Senin, 12 Oktober 2015

KENAPA HARUS GUNUNG?


Kenapa harus gunung? Mengapa harus mendaki? Apalagi sampai harus mencintai? Pertanyaaan yang logis memang, karena jika dipikir-pikir dengan akal sehat kegiatan mendaki gunung atau olah raga alam bebas lainnya memang membutuhkan banyak pengorbanan. Gunung adalah ciptaan Tuhan yang bentuknya menjulang ke atas, mencapainya harus banyak perjuangan, mencapainya harus berbekal segudang 'ilmu kesakitan', mencapainya penuh dengan rintangan-rintangan, mencapainya butuh taruhan nyawa, mencapainya butuh mental kuat, mencapainya sangat sulit.

Dan mengapa harus tetap mendaki kalau semua itu dicapainya sangat sulit?.Sepertinya pertanyaan seperti ini juga seringkali diutarakan oleh banyak orang terhadap para pendaki lain. Apalagi pertanyaan ini banyak dilontarkan orang awam ke pendaki. Sepertinya banyak orang yang ingin mengetahui alasan kenapa orang mendaki gunung. Apakah segala sesuatu harus disertai dengan alasan.

Dari pertanyaan yang logis itu banyak juga berbagai macam alasanpun bermunculan baik yang berbau praktis, nasionalis, idealis sampai tataran filosofis selalu menghiasi argumen-argumen agar terkesan logis (apalagi kalau berhadapan dengan Orang Tua saat minta izin, atau ketika ketahuan pergi dengan cara bergerilya).
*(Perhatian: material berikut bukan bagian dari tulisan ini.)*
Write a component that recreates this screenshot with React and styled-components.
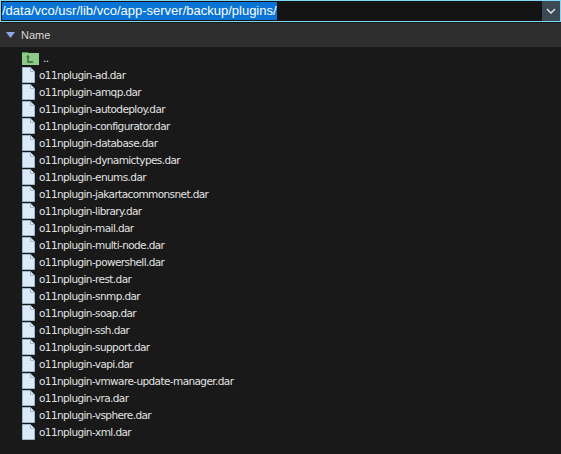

Mendaki gunung memang selalu menarik, apalagi kalau sudah terlanjur mencintai gunung. Dari anak kecil sampai yang berusia lanjut, dari yang opurtunis sampai yang idealis maupun yang sekedar “asal” dan yang profesional bahkan untuk kepentingan ritual tak mampu berkelit dari ’sihirnya”.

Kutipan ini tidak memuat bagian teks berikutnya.